Split is not a return to form for Shyamalan, a director who made an enormous impact with his third and fourth feature films before beginning an unexpected and bewildering decline, because it’s not particularly good. It is a step in the right direction, because it’s enormously superior to most of Shyamalan’s work in the seventeen years since Unbreakable. The opening moments of Split are economic and effective. Three girls, two of whom are friends, the other who is a social outsider, are kidnapped by a mysterious man in the parking lot of a shopping mall. The horror works because it pervades the possible. There’s the same palpable sense of confidence that belied Shyamalan’s inexperience in The Sixth Sense.

Then Split degenerates into a film that we have seen many times before, involving captives trying to escape a captor, and all the vent crawling scenes that come with it. The crucial difference here is that the captor, Kevin (James McAvoy), suffers from DID, or at least M. Night Shyamalan’s interpretation of it. The girls, Claire (Haley Lu Richardson), Marcia (Jessica Sula) and Casey (Anya Taylor-Joy), are frightened and confused by Kevin’s transitional personalities.
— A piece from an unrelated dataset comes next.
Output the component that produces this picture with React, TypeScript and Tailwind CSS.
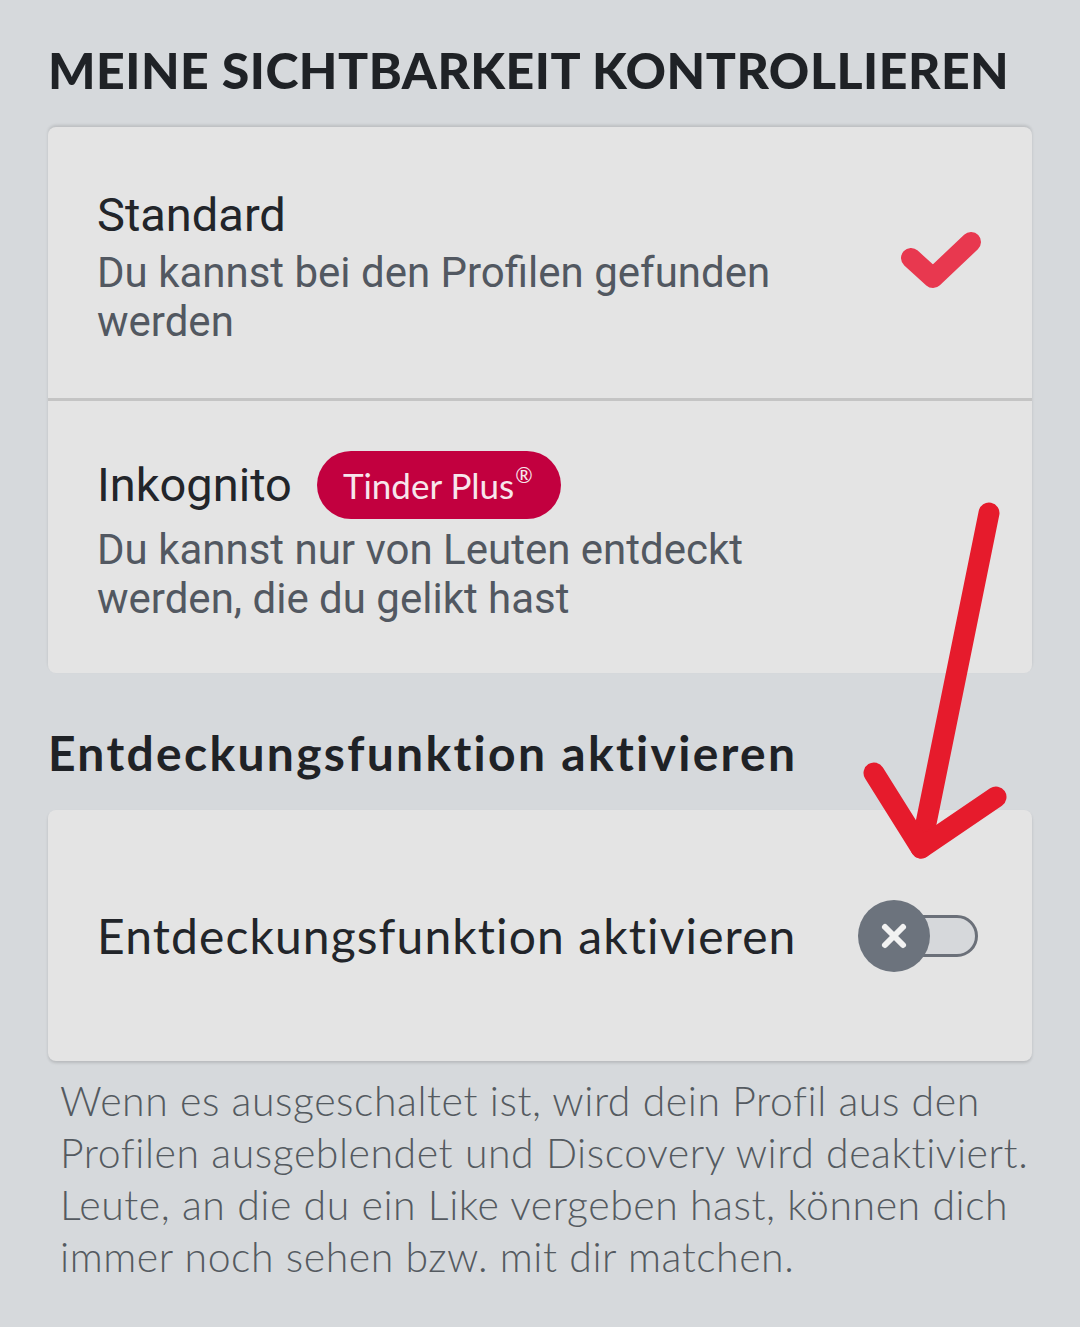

Kevin’s disorder, which might have been one of the more interesting parts of the film is a gimmick in Shyamalan’s hands. He’s more interested in placing emphasis on how odd and unsettling it is to see a man in woman’s clothing.

Splitting the villain into 23 also creates a problem of connection. Shyamalan allows McAvoy plenty of time to exhibit professional aptitude but his various personalities, including a cleanliness freak, a middle-aged woman and a nine-year-old boy, take control of Kevin so erratically that it takes a long time for it to become clear exactly what they want. There’s too much going on in Kevin and none of it is substantial enough for him to be an engaging character. Split ought to have spent more time with each of Kevin’s personalities and how they engage with one another, rather than exploiting them for the use of a lesser more generic film, which is what Shyamalan ultimately does.

Depicting mental illness in film is a tricky game and Shyamalan is guilty of misrepresenting schizophrenia in his last film, The Visit. Regardless of whether DID is misinterpreted (I have no idea) or embellished (it certainly is) in Split, Shyamalan has clearly not realised that his film might have been a far better one if that disorder had been a real focal point, rather than a superficial one.